Turning to the biggest “moment” of his driving life brought little change in subject, for it was in the Jaguar at Brno. “I ran over some debris at what Ralph said was 175 m.p.h. and a back tyre blew. It took me about a mile to gather it up as it shot sideways and everyway.”
Biggest and best victories? As Mario Andretti once said to a colleague in a slow drawl, “Friend, every race you win is a good race,” and John obviously feels the same. “Bathurst in 1976 with the Australian Hodgson team was super. The lead was changing all the time and things were happening to change the course of the race.
“Then there was that six hours with the Schnitzer BMW, that was nice and so was Watkins Glen in 1978. There I had a terrific dice with Stommelen and got by him fair and square. I was very pleased about that because I also had the door missing, which may not sound much, just a bit of glassfibre, but it really is disconcerting seeing bits of wheels and stuff coming at you in a touring car. I caught 20 seconds up on Rolf to do that, so it was really satisfying,” concluded this Briton who has exported his talents so effectively in a rather neglected avenue of modern racing.

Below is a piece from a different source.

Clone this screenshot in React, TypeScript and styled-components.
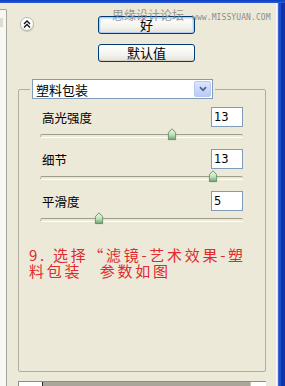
import React from 'react';
import styled, { createGlobalStyle } from 'styled-components';

const GlobalStyle = createGlobalStyle`
  html, body {
    margin: 0;
    padding: 0;
    background: #ece9d8;
  }
  * {
    box-sizing: border-box;
  }
`;

const cjk = `"Noto Sans CJK SC", "Liberation Sans", sans-serif`;

// Window frame
const Frame = styled.div`
  width: 285px;
  height: 386px;
  display: flex;
  flex-direction: column;
  overflow: hidden;
  background: #ece9d8;
`;

const TopEdge = styled.div`
  height: 3px;
  background: linear-gradient(#0b3fc0, #2a5ad6);
`;

const Body = styled.div`
  flex: 1;
  display: flex;
  min-height: 0;
`;

const LeftStrip = styled.div`
  width: 7px;
  margin-top: 6px;
  background: #f7f7f3;
  border-top: 1px solid #a6a69a;
  border-right: 1px solid #a6a69a;
  border-top-right-radius: 2px;
  position: relative;
`;

const StripNub = styled.div`
  position: absolute;
  left: 0;
  top: 8px;
  width: 3px;
  height: 9px;
  background: #dcdcd4;
`;

const RightEdge = styled.div`
  width: 9px;
  background: linear-gradient(
    90deg,
    #fbfaf5 0 1px,
    #e0ddcc 1px 2px,
    #3b66d8 2px 3px,
    #1c4bcc 3px 5px,
    #0d34a8 5px 9px
  );
`;

const Main = styled.div`
  flex: 1;
  display: flex;
  flex-direction: column;
  min-width: 0;
`;

// Header with the collapse button and the dialog buttons
const Header = styled.div`
  position: relative;
  display: flex;
  align-items: flex-start;
  padding-top: 13px;
`;

const Collapse = styled.button`
  width: 14px;
  height: 14px;
  margin: 1px 0 0 13px;
  padding: 0;
  border: 1px solid #b9b8ae;
  border-radius: 50%;
  background: radial-gradient(circle at 40% 35%, #ffffff 55%, #e2e1da);
  box-shadow: 0 1px 1px rgba(0, 0, 0, 0.15);
  display: flex;
  align-items: center;
  justify-content: center;
`;

const ButtonColumn = styled.div`
  display: flex;
  flex-direction: column;
  gap: 10px;
  margin-left: 64px;
`;

const DialogButton = styled.button<{ $default?: boolean }>`
  width: 97px;
  height: 18px;
  padding: 0;
  border: 1px solid #003c74;
  border-radius: 3px;
  background: linear-gradient(#ffffff, #f4f3ee 60%, #e3e2da);
  box-shadow: ${p => (p.$default ? 'inset 0 0 0 1px #b5cdf3, inset 0 0 0 2px #dbe6f8' : 'inset 0 -1px 0 #d6d0c5')};
  font-family: ${cjk};
  font-size: 13px;
  line-height: 16px;
  color: #000;
`;

const Watermark = styled.div`
  position: absolute;
  left: 105px;
  top: 5px;
  display: flex;
  align-items: baseline;
  gap: 8px;
  color: #8c8c8c;
  pointer-events: none;
  white-space: nowrap;
`;

const WatermarkCn = styled.span`
  font-family: ${cjk};
  font-size: 12px;
  line-height: 14px;
  opacity: 0.9;
`;

const WatermarkEn = styled.span`
  font-family: "DejaVu Sans Mono", monospace;
  font-size: 8px;
  letter-spacing: 0.1px;
`;

// Group box with the filter select as its legend
const Group = styled.fieldset`
  flex: 1;
  min-height: 0;
  margin: 17px 10px 9px 11px;
  padding: 0;
  border: 1px solid #b0ae9e;
  border-radius: 2px;
  min-width: 0;
`;

const Legend = styled.legend`
  margin-left: 11px;
  padding: 0 2px;
`;

const Select = styled.div`
  width: 181px;
  height: 20px;
  display: flex;
  align-items: center;
  justify-content: space-between;
  border: 1px solid #7f9db9;
  background: #fff;
  padding: 0 1px 0 3px;
  font-family: ${cjk};
  font-size: 13px;
  color: #000;
`;

const SelectArrow = styled.span`
  width: 17px;
  height: 16px;
  border-radius: 2px;
  border: 1px solid #b7c9f3;
  background: linear-gradient(#dbe5fd, #b9cbf7);
  display: flex;
  align-items: center;
  justify-content: center;
`;

const Rows = styled.div`
  padding-top: 8px;
`;

const Row = styled.div`
  display: flex;
  align-items: center;
  justify-content: space-between;
  padding: 0 22px 0 23px;
  height: 20px;
`;

const Label = styled.span`
  font-family: ${cjk};
  font-size: 12.5px;
  color: #000;
`;

const NumberBox = styled.div`
  width: 32px;
  height: 20px;
  border: 1px solid #7f9db9;
  background: #fff;
  padding-left: 2px;
  font-family: "DejaVu Sans", sans-serif;
  font-size: 11.5px;
  line-height: 18px;
  color: #000;
`;

const Slider = styled.div`
  position: relative;
  height: 14px;
  margin: 1px 22px 7px 21px;

  &::before {
    content: '';
    position: absolute;
    left: 0;
    right: 0;
    top: 6px;
    height: 2px;
    border-top: 1px solid #9d9d8f;
    border-bottom: 1px solid #ffffff;
    border-left: 1px solid #b9b8aa;
    border-radius: 2px;
  }
`;

const Thumb = styled.svg`
  position: absolute;
  top: 0;
  transform: translateX(-50%);
`;

const Note = styled.div`
  margin-top: 21px;
  padding-left: 10px;
  font-family: ${cjk};
  font-size: 15px;
  line-height: 16px;
  letter-spacing: 2.7px;
  color: #e02a2e;
  white-space: nowrap;
`;

const BottomBar = styled.div`
  height: 5px;
  margin: 0 10px 0 11px;
  display: flex;
  border-top: 1px solid #8e8d82;
  border-left: 1px solid #8e8d82;
  background: #aaa79a;
`;

const BarCell = styled.div<{ $w: number }>`
  width: ${p => p.$w}px;
  background: #fff;
  border-right: 1px solid #2b2b2b;
`;

const BarEnd = styled.div`
  margin-left: auto;
  width: 16px;
  background: #fff;
  border-left: 1px solid #c8c6ba;
`;

interface Param {
  label: string;
  value: number;
  pos: number;
}

const params: Param[] = [
  { label: '高光强度', value: 13, pos: 0.65 },
  { label: '细节', value: 13, pos: 0.852 },
  { label: '平滑度', value: 5, pos: 0.29 },
];

const ThumbIcon: React.FC<{ pos: number }> = ({ pos }) => (
  <Thumb width="9" height="13" viewBox="0 0 9 13" style={{ left: `${pos * 100}%` }}>
    <defs>
      <linearGradient id="thumbFill" x1="0" y1="0" x2="0" y2="1">
        <stop offset="0" stopColor="#eef8ec" />
        <stop offset="0.55" stopColor="#c2e0bd" />
        <stop offset="1" stopColor="#6aa373" />
      </linearGradient>
    </defs>
    <path d="M4.5 0.8 L8.2 4.6 V11.6 H0.8 V4.6 Z" fill="url(#thumbFill)" stroke="#5b8a63" strokeWidth="0.9" />
  </Thumb>
);

const App: React.FC = () => {
  return (
    <Frame>
      <GlobalStyle />
      <TopEdge />
      <Body>
        <LeftStrip>
          <StripNub />
        </LeftStrip>
        <Main>
          <Header>
            <Collapse>
              <svg width="8" height="8" viewBox="0 0 8 8">
                <path d="M1 4 L4 1 L7 4 M1 7.5 L4 4.5 L7 7.5" fill="none" stroke="#111" strokeWidth="1.3" />
              </svg>
            </Collapse>
            <ButtonColumn>
              <DialogButton $default>好</DialogButton>
              <DialogButton>默认值</DialogButton>
            </ButtonColumn>
            <Watermark>
              <WatermarkCn>思缘设计论坛</WatermarkCn>
              <WatermarkEn>www.MISSYUAN.COM</WatermarkEn>
            </Watermark>
          </Header>

          <Group>
            <Legend>
              <Select>
                <span>塑料包装</span>
                <SelectArrow>
                  <svg width="8" height="6" viewBox="0 0 8 6">
                    <path d="M1 1.2 L4 4.3 L7 1.2" fill="none" stroke="#4d6185" strokeWidth="1.7" />
                  </svg>
                </SelectArrow>
              </Select>
            </Legend>
            <Rows>
              {params.map(p => (
                <React.Fragment key={p.label}>
                  <Row>
                    <Label>{p.label}</Label>
                    <NumberBox>{p.value}</NumberBox>
                  </Row>
                  <Slider>
                    <ThumbIcon pos={p.pos} />
                  </Slider>
                </React.Fragment>
              ))}
            </Rows>
            <Note>
              9. 选择“滤镜-艺术效果-塑<br />
              料包装　参数如图
            </Note>
          </Group>

          <BottomBar>
            <BarCell $w={24} />
            <BarEnd />
          </BottomBar>
        </Main>
        <RightEdge />
      </Body>
    </Frame>
  );
};

export default App;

March 1980 will see the Fitzpatricks move from Henley-in-Arden to San Diego, John’s 11-year-old daughter having finished her school term and his wife Barbara looking forward to the change. Dick Barbour and his Porsche service and repair shop at San Jose with four full time racing mechanics will be the base for John’s racing activities. The affable Barbour has invested a probable quarter million sterling-plus in equipment for the two car team that will contest some of the long distance races outside America as well. Le Mans looks like a potential certainty: having led in 1979 Fitzpatrick is really hoping for that victory to set a seal on his new life. — J.W.